**Stated problem**
Starting at the line that contains "Clone this screenshot" and stopping at the line that contains "number; email: string;", copy every line exactly, both ends included, without the pictures.
+++ Entries shown +++
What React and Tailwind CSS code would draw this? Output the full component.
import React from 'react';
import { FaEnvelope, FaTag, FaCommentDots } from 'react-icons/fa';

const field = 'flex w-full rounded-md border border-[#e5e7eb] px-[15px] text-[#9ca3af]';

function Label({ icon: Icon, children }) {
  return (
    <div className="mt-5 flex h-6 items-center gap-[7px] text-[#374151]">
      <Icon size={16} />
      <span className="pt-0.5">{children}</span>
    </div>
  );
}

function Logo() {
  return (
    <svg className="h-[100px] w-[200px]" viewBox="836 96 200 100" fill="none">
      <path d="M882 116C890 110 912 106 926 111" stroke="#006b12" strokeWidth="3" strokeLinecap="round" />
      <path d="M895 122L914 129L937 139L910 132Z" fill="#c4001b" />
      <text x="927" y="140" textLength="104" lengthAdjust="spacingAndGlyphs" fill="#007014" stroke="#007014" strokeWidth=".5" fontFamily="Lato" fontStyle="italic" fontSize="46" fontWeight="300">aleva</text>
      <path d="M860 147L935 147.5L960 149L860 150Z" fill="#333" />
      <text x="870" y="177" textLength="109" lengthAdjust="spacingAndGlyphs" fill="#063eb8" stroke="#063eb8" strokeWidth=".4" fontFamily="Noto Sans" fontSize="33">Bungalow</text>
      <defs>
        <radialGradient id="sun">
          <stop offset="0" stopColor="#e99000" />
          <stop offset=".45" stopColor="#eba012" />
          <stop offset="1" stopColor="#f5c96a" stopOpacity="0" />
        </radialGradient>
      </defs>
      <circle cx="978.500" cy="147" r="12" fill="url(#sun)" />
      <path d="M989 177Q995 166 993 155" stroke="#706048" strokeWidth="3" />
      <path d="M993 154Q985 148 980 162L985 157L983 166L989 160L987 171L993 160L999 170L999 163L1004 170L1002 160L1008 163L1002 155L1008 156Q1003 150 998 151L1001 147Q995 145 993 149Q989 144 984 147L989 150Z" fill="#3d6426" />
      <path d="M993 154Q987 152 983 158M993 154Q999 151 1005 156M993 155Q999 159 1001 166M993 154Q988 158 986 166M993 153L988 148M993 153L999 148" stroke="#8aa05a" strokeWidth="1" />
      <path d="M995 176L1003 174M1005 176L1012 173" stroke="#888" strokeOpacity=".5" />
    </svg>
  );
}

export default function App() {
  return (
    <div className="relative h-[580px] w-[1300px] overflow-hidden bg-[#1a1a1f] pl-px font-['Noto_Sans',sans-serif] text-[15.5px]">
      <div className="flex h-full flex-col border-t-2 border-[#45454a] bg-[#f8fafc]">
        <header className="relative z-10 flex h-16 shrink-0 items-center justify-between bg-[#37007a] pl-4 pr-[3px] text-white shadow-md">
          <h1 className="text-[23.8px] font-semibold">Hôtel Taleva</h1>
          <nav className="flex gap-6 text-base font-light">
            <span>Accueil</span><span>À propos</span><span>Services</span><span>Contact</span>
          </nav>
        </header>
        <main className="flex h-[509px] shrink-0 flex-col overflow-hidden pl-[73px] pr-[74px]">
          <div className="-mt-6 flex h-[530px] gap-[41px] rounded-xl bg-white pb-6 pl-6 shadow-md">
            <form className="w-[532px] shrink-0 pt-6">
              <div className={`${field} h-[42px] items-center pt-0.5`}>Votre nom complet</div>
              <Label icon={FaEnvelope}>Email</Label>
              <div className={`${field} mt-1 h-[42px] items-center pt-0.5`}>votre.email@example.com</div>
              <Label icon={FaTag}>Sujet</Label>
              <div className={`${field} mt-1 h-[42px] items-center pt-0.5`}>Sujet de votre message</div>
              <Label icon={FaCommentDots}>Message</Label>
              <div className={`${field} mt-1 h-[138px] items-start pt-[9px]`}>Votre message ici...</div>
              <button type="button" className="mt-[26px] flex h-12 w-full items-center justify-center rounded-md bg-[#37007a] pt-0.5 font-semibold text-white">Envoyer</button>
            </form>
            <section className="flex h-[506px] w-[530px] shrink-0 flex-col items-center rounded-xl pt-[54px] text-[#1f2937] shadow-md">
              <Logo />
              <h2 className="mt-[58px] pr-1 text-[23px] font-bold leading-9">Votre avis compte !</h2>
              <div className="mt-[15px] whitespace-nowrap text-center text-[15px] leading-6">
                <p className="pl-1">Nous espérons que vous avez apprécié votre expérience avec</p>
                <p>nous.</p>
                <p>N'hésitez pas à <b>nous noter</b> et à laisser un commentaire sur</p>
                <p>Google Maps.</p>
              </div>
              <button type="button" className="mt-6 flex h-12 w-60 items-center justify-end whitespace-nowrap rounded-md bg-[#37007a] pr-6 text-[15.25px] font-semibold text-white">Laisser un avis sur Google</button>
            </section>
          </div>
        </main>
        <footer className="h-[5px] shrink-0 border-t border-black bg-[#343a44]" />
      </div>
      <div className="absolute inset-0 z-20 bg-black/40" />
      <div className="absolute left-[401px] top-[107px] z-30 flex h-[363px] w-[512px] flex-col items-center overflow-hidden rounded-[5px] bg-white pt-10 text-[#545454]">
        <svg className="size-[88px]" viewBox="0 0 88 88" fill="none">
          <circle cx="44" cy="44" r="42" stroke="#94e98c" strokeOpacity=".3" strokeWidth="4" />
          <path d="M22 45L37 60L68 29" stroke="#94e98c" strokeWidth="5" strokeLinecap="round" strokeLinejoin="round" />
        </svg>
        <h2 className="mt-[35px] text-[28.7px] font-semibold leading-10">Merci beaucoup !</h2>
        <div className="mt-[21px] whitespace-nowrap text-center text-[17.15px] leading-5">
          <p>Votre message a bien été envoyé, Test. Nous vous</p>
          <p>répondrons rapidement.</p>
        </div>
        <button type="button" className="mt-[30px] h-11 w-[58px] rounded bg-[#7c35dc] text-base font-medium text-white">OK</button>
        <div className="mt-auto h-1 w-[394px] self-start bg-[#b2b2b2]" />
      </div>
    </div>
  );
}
+++
+++ Entries shown +++
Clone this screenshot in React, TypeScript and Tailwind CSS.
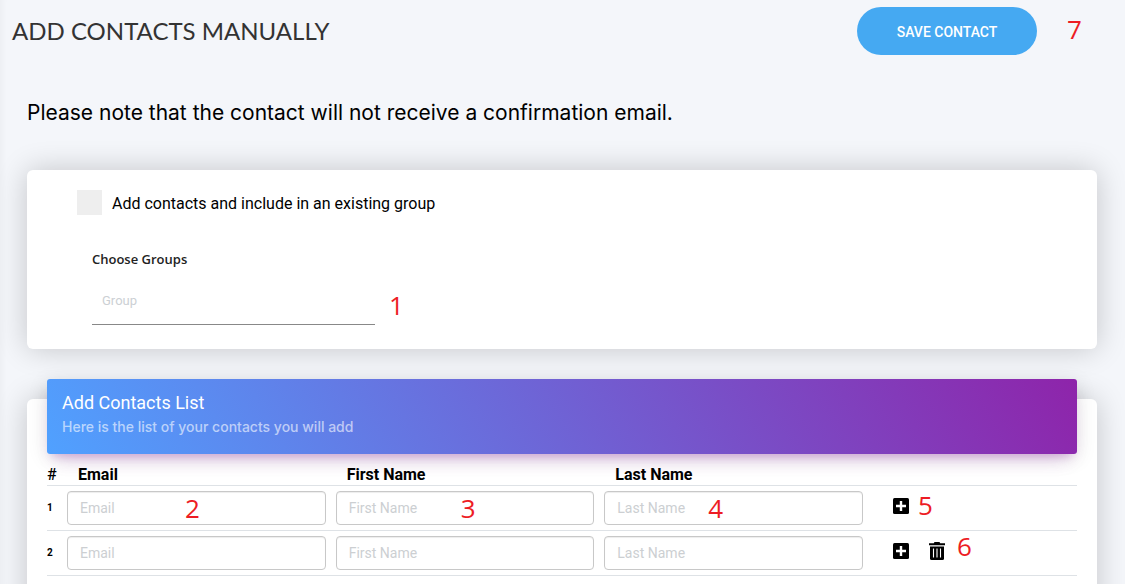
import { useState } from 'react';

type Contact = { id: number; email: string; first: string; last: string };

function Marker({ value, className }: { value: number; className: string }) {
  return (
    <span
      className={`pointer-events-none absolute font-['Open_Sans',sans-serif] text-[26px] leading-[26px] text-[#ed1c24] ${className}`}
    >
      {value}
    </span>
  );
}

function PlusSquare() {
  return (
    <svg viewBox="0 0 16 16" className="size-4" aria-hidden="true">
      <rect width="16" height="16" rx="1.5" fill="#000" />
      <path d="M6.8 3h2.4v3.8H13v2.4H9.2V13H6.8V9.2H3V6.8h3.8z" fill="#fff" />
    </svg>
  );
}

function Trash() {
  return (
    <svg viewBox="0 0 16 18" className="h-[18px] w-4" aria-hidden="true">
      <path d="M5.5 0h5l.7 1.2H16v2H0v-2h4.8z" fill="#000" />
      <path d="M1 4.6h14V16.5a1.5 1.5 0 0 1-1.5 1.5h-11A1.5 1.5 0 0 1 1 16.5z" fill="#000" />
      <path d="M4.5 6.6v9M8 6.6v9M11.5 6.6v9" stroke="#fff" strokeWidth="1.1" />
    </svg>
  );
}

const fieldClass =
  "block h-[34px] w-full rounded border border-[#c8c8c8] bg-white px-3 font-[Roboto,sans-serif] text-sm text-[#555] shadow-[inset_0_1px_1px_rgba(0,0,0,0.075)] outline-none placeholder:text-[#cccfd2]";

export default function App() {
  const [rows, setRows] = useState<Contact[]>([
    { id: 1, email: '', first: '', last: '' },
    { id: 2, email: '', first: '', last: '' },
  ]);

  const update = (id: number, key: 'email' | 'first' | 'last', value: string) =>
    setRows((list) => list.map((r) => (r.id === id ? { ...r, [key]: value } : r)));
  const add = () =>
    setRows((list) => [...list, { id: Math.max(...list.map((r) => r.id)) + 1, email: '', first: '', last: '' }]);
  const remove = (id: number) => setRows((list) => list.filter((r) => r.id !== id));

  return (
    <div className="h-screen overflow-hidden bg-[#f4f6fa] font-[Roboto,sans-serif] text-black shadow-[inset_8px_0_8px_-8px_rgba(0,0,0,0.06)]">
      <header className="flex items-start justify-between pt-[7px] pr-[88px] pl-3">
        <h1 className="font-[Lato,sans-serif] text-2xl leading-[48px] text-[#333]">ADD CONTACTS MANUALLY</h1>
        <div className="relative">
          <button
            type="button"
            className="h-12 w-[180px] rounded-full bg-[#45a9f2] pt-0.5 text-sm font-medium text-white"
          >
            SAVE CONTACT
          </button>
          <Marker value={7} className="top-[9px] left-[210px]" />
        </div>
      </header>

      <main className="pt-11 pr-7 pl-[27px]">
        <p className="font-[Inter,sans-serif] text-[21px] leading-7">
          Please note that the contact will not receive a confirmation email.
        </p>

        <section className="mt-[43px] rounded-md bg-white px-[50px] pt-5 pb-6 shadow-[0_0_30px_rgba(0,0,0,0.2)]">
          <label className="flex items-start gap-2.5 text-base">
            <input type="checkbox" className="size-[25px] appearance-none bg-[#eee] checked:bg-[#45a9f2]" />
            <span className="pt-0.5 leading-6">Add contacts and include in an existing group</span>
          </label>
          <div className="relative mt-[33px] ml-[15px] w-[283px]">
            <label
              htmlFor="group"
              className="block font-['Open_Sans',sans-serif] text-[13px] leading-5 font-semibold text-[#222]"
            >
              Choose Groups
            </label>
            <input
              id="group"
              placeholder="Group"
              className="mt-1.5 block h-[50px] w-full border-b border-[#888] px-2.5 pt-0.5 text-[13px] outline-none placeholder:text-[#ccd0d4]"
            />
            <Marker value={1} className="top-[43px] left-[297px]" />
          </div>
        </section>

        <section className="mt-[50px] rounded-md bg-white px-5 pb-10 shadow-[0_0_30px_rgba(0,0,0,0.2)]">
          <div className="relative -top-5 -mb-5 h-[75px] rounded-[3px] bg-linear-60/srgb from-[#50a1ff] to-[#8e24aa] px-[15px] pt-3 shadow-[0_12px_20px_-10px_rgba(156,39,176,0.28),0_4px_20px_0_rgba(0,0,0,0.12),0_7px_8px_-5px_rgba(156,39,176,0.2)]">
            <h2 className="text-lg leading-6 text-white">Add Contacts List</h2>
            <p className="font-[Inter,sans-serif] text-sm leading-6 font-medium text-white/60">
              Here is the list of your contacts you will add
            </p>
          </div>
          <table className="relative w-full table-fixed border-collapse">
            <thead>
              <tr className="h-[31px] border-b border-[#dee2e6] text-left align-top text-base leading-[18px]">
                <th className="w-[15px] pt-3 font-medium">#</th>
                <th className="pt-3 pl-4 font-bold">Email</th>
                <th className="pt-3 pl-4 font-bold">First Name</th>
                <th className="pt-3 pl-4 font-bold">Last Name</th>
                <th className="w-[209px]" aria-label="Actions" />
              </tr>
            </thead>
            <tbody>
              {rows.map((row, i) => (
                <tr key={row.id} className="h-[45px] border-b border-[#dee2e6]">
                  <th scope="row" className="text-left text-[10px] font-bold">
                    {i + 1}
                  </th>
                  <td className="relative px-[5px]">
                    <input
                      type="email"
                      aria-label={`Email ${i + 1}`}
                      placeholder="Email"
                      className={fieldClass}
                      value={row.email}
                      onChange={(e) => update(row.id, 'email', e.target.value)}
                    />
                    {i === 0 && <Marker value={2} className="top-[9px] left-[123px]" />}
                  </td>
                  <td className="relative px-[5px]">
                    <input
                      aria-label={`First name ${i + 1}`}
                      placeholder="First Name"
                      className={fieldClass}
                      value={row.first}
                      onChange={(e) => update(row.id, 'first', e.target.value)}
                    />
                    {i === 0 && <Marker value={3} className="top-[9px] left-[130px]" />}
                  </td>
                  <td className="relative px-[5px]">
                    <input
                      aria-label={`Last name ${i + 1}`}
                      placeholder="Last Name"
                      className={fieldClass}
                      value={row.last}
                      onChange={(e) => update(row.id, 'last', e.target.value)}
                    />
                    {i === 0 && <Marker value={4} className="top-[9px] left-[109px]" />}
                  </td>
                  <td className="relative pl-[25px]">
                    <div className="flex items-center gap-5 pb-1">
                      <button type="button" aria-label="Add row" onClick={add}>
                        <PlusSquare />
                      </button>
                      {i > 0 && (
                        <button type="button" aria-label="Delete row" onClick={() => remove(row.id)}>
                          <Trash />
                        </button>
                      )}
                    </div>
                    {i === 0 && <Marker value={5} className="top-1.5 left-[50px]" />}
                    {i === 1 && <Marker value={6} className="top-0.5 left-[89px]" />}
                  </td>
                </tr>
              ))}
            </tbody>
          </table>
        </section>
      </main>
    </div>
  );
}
+++
**Response to the task**
Clone this screenshot in React, TypeScript and Tailwind CSS.
import { useState } from 'react';

type Contact = { id: number; email: string; first: string; last: string };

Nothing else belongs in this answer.